Performance, either directly or indirectly, is the result of a multiplicity of voices. This is true even when only one speaker is apparent. Dani is particularly interested in the hidden voices that underlie and influence the development, the presentation and the reception of performances.


Dylan Robinson completed a doctorate at the Centre for Research in Opera and Music Theatre at the University of Sussex. Prior to joining Royal Holloway, he held positions as a postdoctoral fellow at the University of Toronto’s Faculty of Music and as a Visiting Scholar in Canadian Studies at the University of California Berkeley. His research focuses on representations of First Peoples in art music and opera, and the lesser-known history of art music and opera by Indigenous composers and musicians.

As a member of the intermission interarts collective Dylan has collaborated on works that bridge art music performance and installation in Mexico, Russia, Canada and the UK. His academic research has similarly emphasised interdisciplinary and collaborative approaches in co-edited collections including Opera Indigene (Ashgate, 2011) and co-convened events such as the workshop Interdisciplinary Perspectives on Music in Canada (with Mary Ingraham, University of Alberta).

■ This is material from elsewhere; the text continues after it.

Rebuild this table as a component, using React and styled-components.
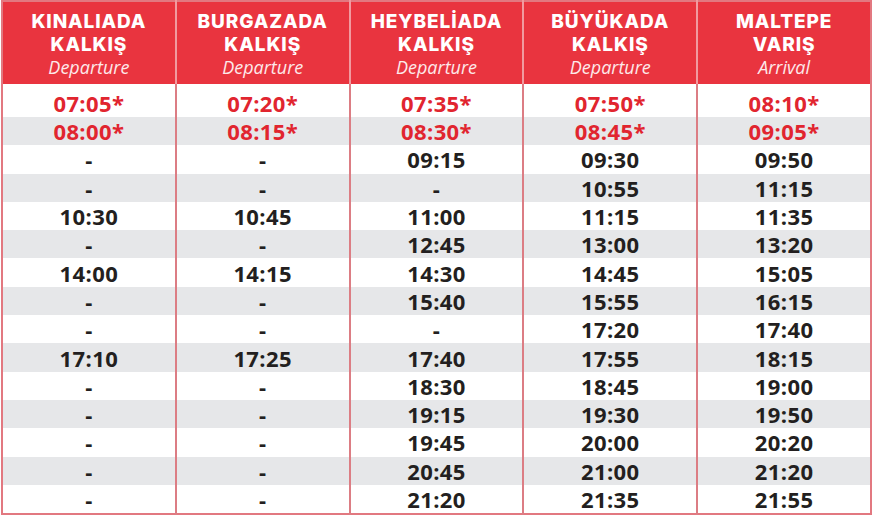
import React from "react";
import styled, { createGlobalStyle } from "styled-components";

const Global = createGlobalStyle`
  html, body { margin: 0; padding: 0; background: #ffffff; }
  body { width: 874px; height: 517px; overflow: hidden; }
`;

const Page = styled.div`
  padding: 0 0 0 1px;
`;

const Table = styled.table`
  width: 871px;
  border-collapse: collapse;
  table-layout: fixed;
  border: 2px solid #e27880;
  font-family: "Open Sans", "Noto Sans", sans-serif;
`;

const HeadCell = styled.th`
  background: #e9343f;
  color: #ffffff;
  height: 82px;
  padding: 0;
  vertical-align: top;
  border-left: 2px solid #f19aa0;
  text-align: center;
  &:first-child { border-left: none; }
`;

const Station = styled.div`
  font-family: "Inter", "DejaVu Sans", sans-serif;
  font-weight: 800;
  font-size: 19px;
  letter-spacing: 0.9px;
  line-height: 23px;
  padding-top: 8px;
`;

const Sub = styled.div`
  font-family: "Open Sans", sans-serif;
  font-style: italic;
  font-weight: 400;
  font-size: 18px;
  line-height: 23px;
  color: #fde9ea;
`;

const Row = styled.tr`
  background: ${(p) => (p.$striped ? "#e6e7e9" : "#ffffff")};
`;

const Cell = styled.td`
  box-sizing: border-box;
  height: ${(p) => (p.$first ? "33px" : "28.3px")};
  padding: ${(p) => (p.$first ? "5px 0 0" : "0")};
  text-align: center;
  vertical-align: middle;
  border-left: 2px solid #dc7d84;
  font-weight: 700;
  font-size: 22px;
  letter-spacing: 0.4px;
  line-height: 28px;
  color: ${(p) => (p.$red ? "#e1252f" : "#231f20")};
  &:first-child { border-left: none; }
`;

const headers = [
  ["KINALIADA", "KALKIŞ", "Departure"],
  ["BURGAZADA", "KALKIŞ", "Departure"],
  ["HEYBELİADA", "KALKIŞ", "Departure"],
  ["BÜYÜKADA", "KALKIŞ", "Departure"],
  ["MALTEPE", "VARIŞ", "Arrival"],
];

const columns = [
  ["07:05*", "08:00*", "-", "-", "10:30", "-", "14:00", "-", "-", "17:10", "-", "-", "-", "-", "-"],
  ["07:20*", "08:15*", "-", "-", "10:45", "-", "14:15", "-", "-", "17:25", "-", "-", "-", "-", "-"],
  ["07:35*", "08:30*", "09:15", "-", "11:00", "12:45", "14:30", "15:40", "-", "17:40", "18:30", "19:15", "19:45", "20:45", "21:20"],
  ["07:50*", "08:45*", "09:30", "10:55", "11:15", "13:00", "14:45", "15:55", "17:20", "17:55", "18:45", "19:30", "20:00", "21:00", "21:35"],
  ["08:10*", "09:05*", "09:50", "11:15", "11:35", "13:20", "15:05", "16:15", "17:40", "18:15", "19:00", "19:50", "20:20", "21:20", "21:55"],
];

export default function App() {
  const rows = columns[0].map((_, i) => columns.map((c) => c[i]));
  return (
    <Page>
      <Global />
      <Table>
        <thead>
          <tr>
            {headers.map(([a, b, c]) => (
              <HeadCell key={a}>
                <Station>
                  {a}
                  <br />
                  {b}
                </Station>
                <Sub>{c}</Sub>
              </HeadCell>
            ))}
          </tr>
        </thead>
        <tbody>
          {rows.map((r, i) => (
            <Row key={i} $striped={i % 2 === 1}>
              {r.map((v, j) => (
                <Cell key={j} $first={i === 0} $red={v.endsWith("*")}>
                  {v}
                </Cell>
              ))}
            </Row>
          ))}
        </tbody>
      </Table>
    </Page>
  );
}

Dylan’s current research investigates the degree to which the spectacle of reconciliation conveys the necessarily agonistic process of restorative justice. Addressing Indigenous art music projects that feature native musicians as soloists or members of ensembles, as well as art music by Native American and First Nations composers, the study explores how such performance re-imagines the sites and sounds of concert protocol, displacing the normative rules that govern the spaces of the concert hall. More broadly, his research will theorize how Indigenous epistemology and worldviews might impact upon the re-telling of music history in North America.